Il capitolo riforme costituzionali è archiviato?
«È un no che viene dopo tanti altri no pesanti nel corso di questi ultimi decenni e quindi potrebbe davvero costituire un blocco per un lungo tempo al percorso della riforma. Di sicuro nel breve termine non vedo alcuna possibilità che questo tema venga rimesso sul tappeto. Dopo tanti tentativi di fare le riforme, forse è arrivato il momento di sperimentare forme più partecipative. In Irlanda sono stati modificati di recente alcuni articoli della Carta fondamentale con un percorso iniziato attraverso una Commissione composta da politici e cittadini e che è proseguito con il coinvolgimento del governo e poi con la consultazione popolare».

Cosa immagina per il prossimo futuro?
«Al centro ci sarà la grande questione delle leggi elettorali per la Camera e per il Senato sulle quali sarà necessario trovare un accordo, oltre alla legge di bilancio da portare a termine. Se c’è la volontà politica, per scrivere una legge elettorale i tempi possono essere molto brevi ».

Nei dibattiti di queste settimane all’interno del mondo cattolico è emersa una nuova maturità nel modo di vivere il pluralismo? Questo referendum ci ha insegnato qualcosa?

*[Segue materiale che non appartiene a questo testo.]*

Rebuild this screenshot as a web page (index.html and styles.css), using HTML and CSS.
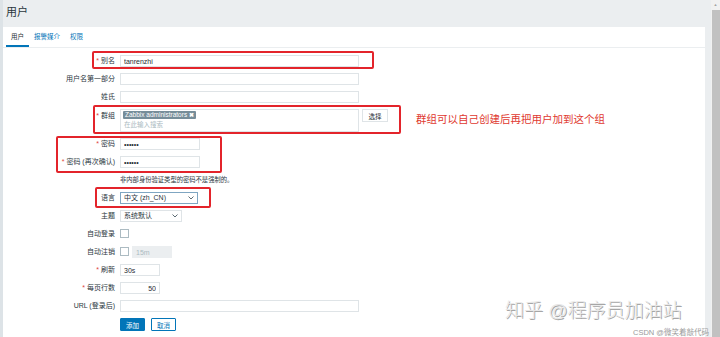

«Ci sono stati incontri promossi congiuntamente da realtà ecclesiali differenti e questo è già un primo dato non da poco. Ancora, all’interno di una stessa realtà dove vi erano diverse sensibilità si è riusciti (magari con mediazioni) a portare avanti un discorso unitario di riflessione e di dialogo. Questa può essere una bella opportunità e una risorsa, non solo nei confronti dell’ambito ecclesiale ma anche per il paese. Una delle grandi sfide, infatti, è quella di superare questa lunga campagna elettorale dai toni iperviolenti, per mettersi a lavorare insieme e capire quali passi vanno fatti in futuro. Potersi confrontare su punti comuni, pur da posizioni diverse, può essere una lezione importante».